Após o episódio, seu pai se transformou em um defensor do futebol feminino, tendo inclusive sido uma peça fundamental para convencer outros pais de que estava tudo bem se garotas jogassem futebol.

“Isso marcou muito a minha vida, porque eu comecei com isso (machismo) dentro da minha casa. Meu pai era militar, muito radical. Mas o mais importante é que aconteceu e foi uma lição para mim”, explicou Rata, que pôde se reconciliar com o pai e a irmã após o período turbulento.

Ao longo dos anos 80 e no início dos anos 90, Rata desenvolveu sua carreira de jogadora atuando pelo Radar e pela seleção brasileira, mas nunca tinha tido a oportunidade de ir para uma Copa do Mundo. Dessa vez, no mundial da Austrália e da Nova Zelândia, foi convidada pela Visa, um dos patrocinadores, para acompanhar a seleção.

“Foi a realização de um sonho. Mesmo que eu não esteja em campo, é como se estivesse indo para a minha primeira Copa”, comentou.

Ela comemora também o momento do futebol feminino brasileiro, que já rompeu grandes barreiras, mas que ainda tem longas lutas para travar em nome do aprimoramento da modalidade. Sobre as chances de título, Rata acredita que a seleção pode vir a disputar, mas que será uma tarefa difícil.

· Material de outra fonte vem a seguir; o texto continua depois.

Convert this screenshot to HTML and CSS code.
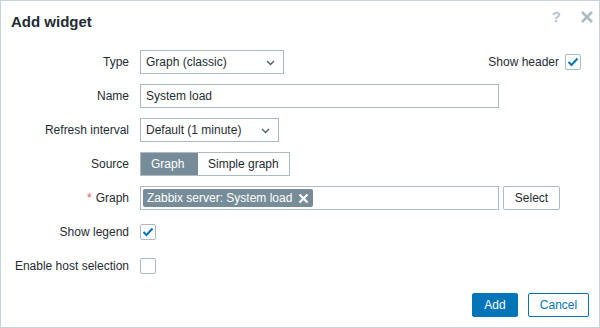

“Hoje, o Brasil tem uma estrutura muito melhor, tem uma base melhor, uma força muito maior. As meninas treinam na Granja Comary com toda a estrutura, com todo o atendimento da mesma forma que eles tratam os meninos. Eu acho que o Brasil está forte, embora as outras seleções sejam boas, vai ser difícil”, avaliou.